You are probably aware that shops like Best Buy, Ikea, BB&B etc are not primarily selling food? I don't think Best Buy sells any food at all, maybe some candy at the register... So no, you have not slain me with facts and logic and smugness here just yet.

>How does a governor or whatever the equivalent is at the county level profit from the money the feds are giving businesses?

Feds give money to the states too and in much greater quantities than to any business.

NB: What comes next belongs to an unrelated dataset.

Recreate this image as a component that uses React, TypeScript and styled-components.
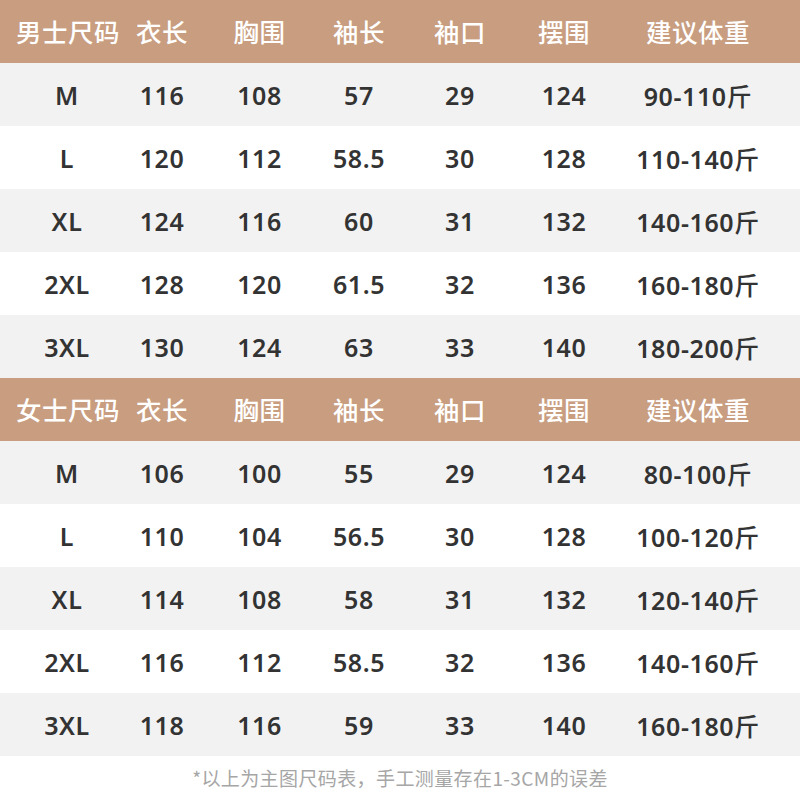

> You are probably aware that shops like Best Buy, Ikea, BB&B etc are not primarily selling food? I don't think Best Buy sells any food at all, maybe some candy at the register... So no, you have not slain me with facts and logic and smugness here just yet

I'm not too familiar with American brands ( Best Buy in particular). For them to remain open there was probably some reason like them providing essential supplies like electric appliances - if your oven dies you kinda need a new one asap. In France a special exemption was made for hardware stores, for repairs and as a mental health thing.

Probably there was some reason, I am not interested in this discussion though. I had just refuted your "people need food as you might be aware" argument.